While it may seem the data catalog or metadata repository comes packaged from one place, it can be spread across multiple systems and tools, or federated. Accessibility may be available with one user interface or various APIs connected by a website.
In some contexts, pointing to the data catalog may not be enough to describe the fundamentals of a metadata repository. Technical people may need to know the systems and tools underneath the metadata repository. Business people may need to understand the complexity behind the scenes before purchasing one.
The Magda diagram of a data catalog, below, also shows a metadata repository.
Something like this architecture runs the NSW government’s Spatial Digital Twin.

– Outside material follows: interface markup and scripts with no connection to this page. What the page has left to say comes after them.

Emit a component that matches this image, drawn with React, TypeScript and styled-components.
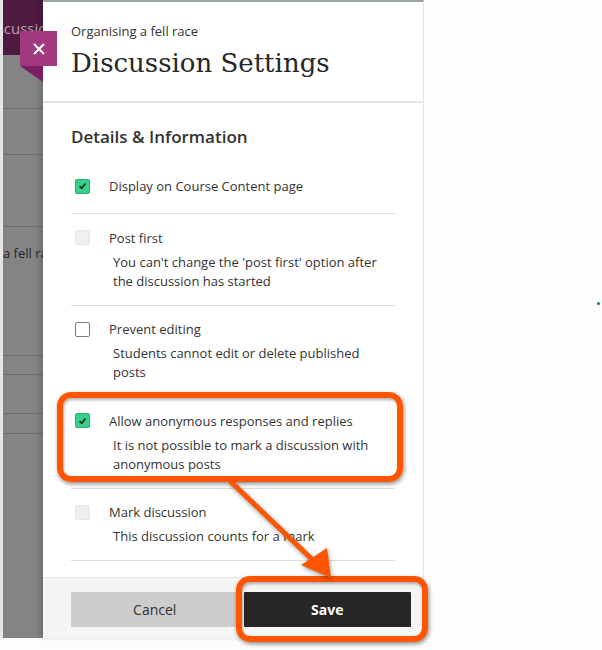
import React from "react";
import styled, { createGlobalStyle } from "styled-components";

const Global = createGlobalStyle`
  html, body { margin: 0; padding: 0; background: #fdfdfd; }
  body { font-family: "Open Sans", "Noto Sans", sans-serif; color: #333; }
  * { box-sizing: border-box; }
`;

const Page = styled.div`
  position: relative;
  width: 602px;
  height: 650px;
  display: flex;
  align-items: flex-start;
  background: #fdfdfd;
  overflow: hidden;
`;

/* dimmed page behind the panel */
const Backdrop = styled.div`
  width: 43px;
  height: 638px;
  border-left: 3px solid #e6e6e6;
  background: #848484;
  display: flex;
  flex-direction: column;
  overflow: hidden;
`;

const BackdropHeader = styled.div`
  height: 55px;
  background: #4e1a3f;
  color: #b9a2b3;
  font-size: 15px;
  line-height: 56px;
  white-space: nowrap;
  text-indent: -21px;
`;

const BackdropRow = styled.div<{ $h: number }>`
  height: ${(p) => p.$h}px;
  flex: none;
  border-bottom: 1px solid #6e6e6e;
  font-size: 13px;
  line-height: 18px;
  color: #262626;
  white-space: nowrap;
  padding-top: 17px;
`;

const BackdropFill = styled.div`
  flex: 1;
`;

const Panel = styled.section`
  width: 381px;
  height: 638px;
  flex: none;
  background: #fff;
  border-top: 2px solid #9ba7a2;
  border-right: 1px solid #e6e6e6;
  box-shadow: -4px 0 4px rgba(0, 0, 0, 0.14);
  display: flex;
  flex-direction: column;
`;

const Header = styled.header`
  height: 101px;
  padding: 20px 28px 0;
  border-bottom: 2px solid #e4e4e4;
`;

const Subtitle = styled.div`
  font-size: 13px;
  line-height: 18px;
  color: #333;
`;

const Title = styled.h1`
  margin: 6px 0 0;
  font-family: "DejaVu Serif", "Liberation Serif", serif;
  font-weight: normal;
  font-size: 26px;
  line-height: 34px;
  color: #262626;
`;

const Body = styled.div`
  flex: 1;
  padding: 0 28px;
`;

const SectionTitle = styled.h2`
  margin: 22px 0 13.5px;
  font-size: 17px;
  font-weight: 600;
  line-height: 24px;
  color: #333;
`;

const Option = styled.div<{ $hasDesc: boolean }>`
  padding: 14.5px 0 ${(p) => (p.$hasDesc ? 14 : 18)}px;
  border-bottom: 1px solid #dcdcdc;
`;

const OptionHead = styled.div`
  display: flex;
  align-items: center;
  gap: 19px;
  padding-left: 4px;
  font-size: 13px;
  line-height: 18px;
  color: #333;
`;

const Box = styled.span<{ $state: "checked" | "unchecked" | "disabled" }>`
  width: 15px;
  height: 15px;
  flex: none;
  border-radius: 2px;
  display: flex;
  align-items: center;
  justify-content: center;
  background: ${(p) =>
    p.$state === "checked" ? "#37cf8a" : p.$state === "disabled" ? "#efefef" : "#fff"};
  border: 1px solid
    ${(p) =>
      p.$state === "checked" ? "#27b172" : p.$state === "disabled" ? "#e6e6e6" : "#7b7b7b"};
`;

const Desc = styled.div`
  margin-top: 6px;
  padding-left: 42px;
  font-size: 13px;
  line-height: 19px;
  color: #333;
`;

const Footer = styled.footer`
  height: 61px;
  border-top: 1px solid #e4e4e4;
  background: #f5f5f5;
  padding: 14px 12px 11px 28px;
  display: grid;
  grid-template-columns: 1fr 1fr;
  gap: 5px;
`;

const Button = styled.button<{ $primary?: boolean }>`
  height: 35px;
  border: none;
  border-radius: 1px;
  font-family: "Open Sans", "Noto Sans", sans-serif;
  font-size: 14px;
  font-weight: ${(p) => (p.$primary ? 700 : 400)};
  background: ${(p) => (p.$primary ? "#262626" : "#cdcdcd")};
  color: ${(p) => (p.$primary ? "#fff" : "#333")};
`;

const CloseButton = styled.div`
  position: absolute;
  left: 20px;
  top: 31px;
  width: 37px;
  height: 35px;
  background: #a2397f;
  display: flex;
  align-items: center;
  justify-content: center;
  &::after {
    content: "";
    position: absolute;
    left: 0;
    top: 35px;
    width: 23px;
    height: 16px;
    background: #7c1f62;
    clip-path: polygon(0 0, 100% 0, 100% 100%);
  }
`;

const Highlight = styled.div<{ $x: number; $y: number; $w: number; $h: number }>`
  position: absolute;
  left: ${(p) => p.$x}px;
  top: ${(p) => p.$y}px;
  width: ${(p) => p.$w}px;
  height: ${(p) => p.$h}px;
  border: 6px solid #ff5500;
  border-radius: 14px;
  box-shadow: 1px 2px 4px rgba(0, 0, 0, 0.45), inset 1px 2px 3px rgba(0, 0, 0, 0.3);
  pointer-events: none;
`;

const Overlay = styled.svg`
  position: absolute;
  left: 0;
  top: 0;
  pointer-events: none;
  filter: drop-shadow(1px 2px 2px rgba(0, 0, 0, 0.4));
`;

const Dot = styled.span`
  position: absolute;
  left: 597px;
  top: 302px;
  width: 3px;
  height: 3px;
  border-radius: 50%;
  background: #137a5b;
`;

type State = "checked" | "unchecked" | "disabled";

const options: { label: string; desc?: string; state: State }[] = [
  { label: "Display on Course Content page", state: "checked" },
  {
    label: "Post first",
    desc: "You can't change the 'post first' option after the discussion has started",
    state: "disabled",
  },
  {
    label: "Prevent editing",
    desc: "Students cannot edit or delete published posts",
    state: "unchecked",
  },
  {
    label: "Allow anonymous responses and replies",
    desc: "It is not possible to mark a discussion with anonymous posts",
    state: "checked",
  },
  {
    label: "Mark discussion",
    desc: "This discussion counts for a mark",
    state: "disabled",
  },
];

const Tick = () => (
  <svg width="9" height="8" viewBox="0 0 9 8">
    <path d="M1.5 4.2 L3.6 6.2 L7.5 1.6" fill="none" stroke="#163b2a" strokeWidth="1.8" />
  </svg>
);

export default function App() {
  return (
    <>
      <Global />
      <Page>
        <Backdrop>
          <BackdropHeader>Discussions</BackdropHeader>
          <BackdropRow $h={54} />
          <BackdropRow $h={46} />
          <BackdropRow $h={72} />
          <BackdropRow $h={129}>a fell race</BackdropRow>
          <BackdropRow $h={19} />
          <BackdropRow $h={39} />
          <BackdropRow $h={20} />
          <BackdropFill />
        </Backdrop>
        <Panel>
          <Header>
            <Subtitle>Organising a fell race</Subtitle>
            <Title>Discussion Settings</Title>
          </Header>
          <Body>
            <SectionTitle>Details &amp; Information</SectionTitle>
            {options.map((o) => (
              <Option key={o.label} $hasDesc={!!o.desc}>
                <OptionHead>
                  <Box $state={o.state}>{o.state === "checked" && <Tick />}</Box>
                  <span>{o.label}</span>
                </OptionHead>
                {o.desc && <Desc>{o.desc}</Desc>}
              </Option>
            ))}
          </Body>
          <Footer>
            <Button>Cancel</Button>
            <Button $primary>Save</Button>
          </Footer>
        </Panel>
        <CloseButton>
          <svg width="12" height="12" viewBox="0 0 12 12">
            <path d="M1 1 L11 11 M11 1 L1 11" stroke="#fff" strokeWidth="2" />
          </svg>
        </CloseButton>
        <Highlight $x={57} $y={392} $w={346} $h={90} />
        <Highlight $x={236} $y={576} $w={192} $h={66} />
        <Overlay width="602" height="650" viewBox="0 0 602 650">
          <line x1="230" y1="481" x2="318" y2="565" stroke="#ff5500" strokeWidth="5" />
          <polygon points="331,578 301,565 327,548" fill="#ff5500" />
        </Overlay>
        <Dot />
      </Page>
    </>
  );
}
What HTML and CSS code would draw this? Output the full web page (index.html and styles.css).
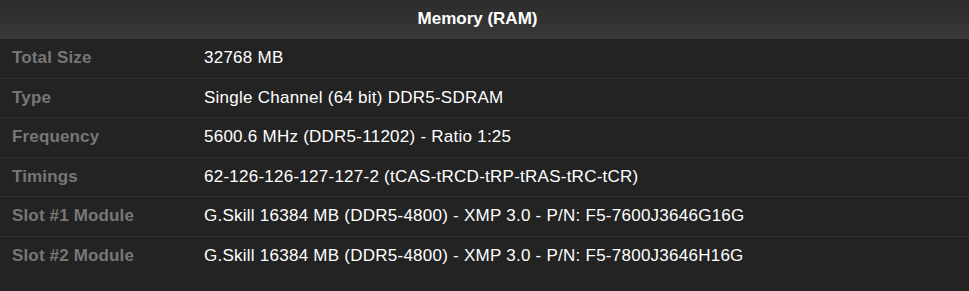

Metadata Repository as Data Architecture
If adatabase, knowledge graph, and a data catalog can be labeled and used as a metadata repository, then which metadata repository represents the real one for all the enterprise’s metadata? Could it be a combination? At this point, miscommunications about a metadata repository can seem likely.
To bring a metadata repository to its basics, describe it as a type of Data Architecture storing metadata and making metadata accessible per business requirements. George Anadiotis, from ZDNet, notes to keep up with lots of data and meet regulations, like GDPR, metadata repositories need to span multiple clouds and include interchanges and APIs “to share and exchange” metadata. As companies become digitally transformed and manage their metadata, their future metadata repository will take shape more like the Magda data model above.
Due to this complexity, the NSW metadata repository took a couple of years to build before seeing a return on investment. Companies that want a sophisticated metadata repository tool need to have a lot of money and time available. Otherwise, it seems prudent to think about what type of metadata repository (database, graph, data catalog) fits best with a company’s business and data strategies, and architect that one.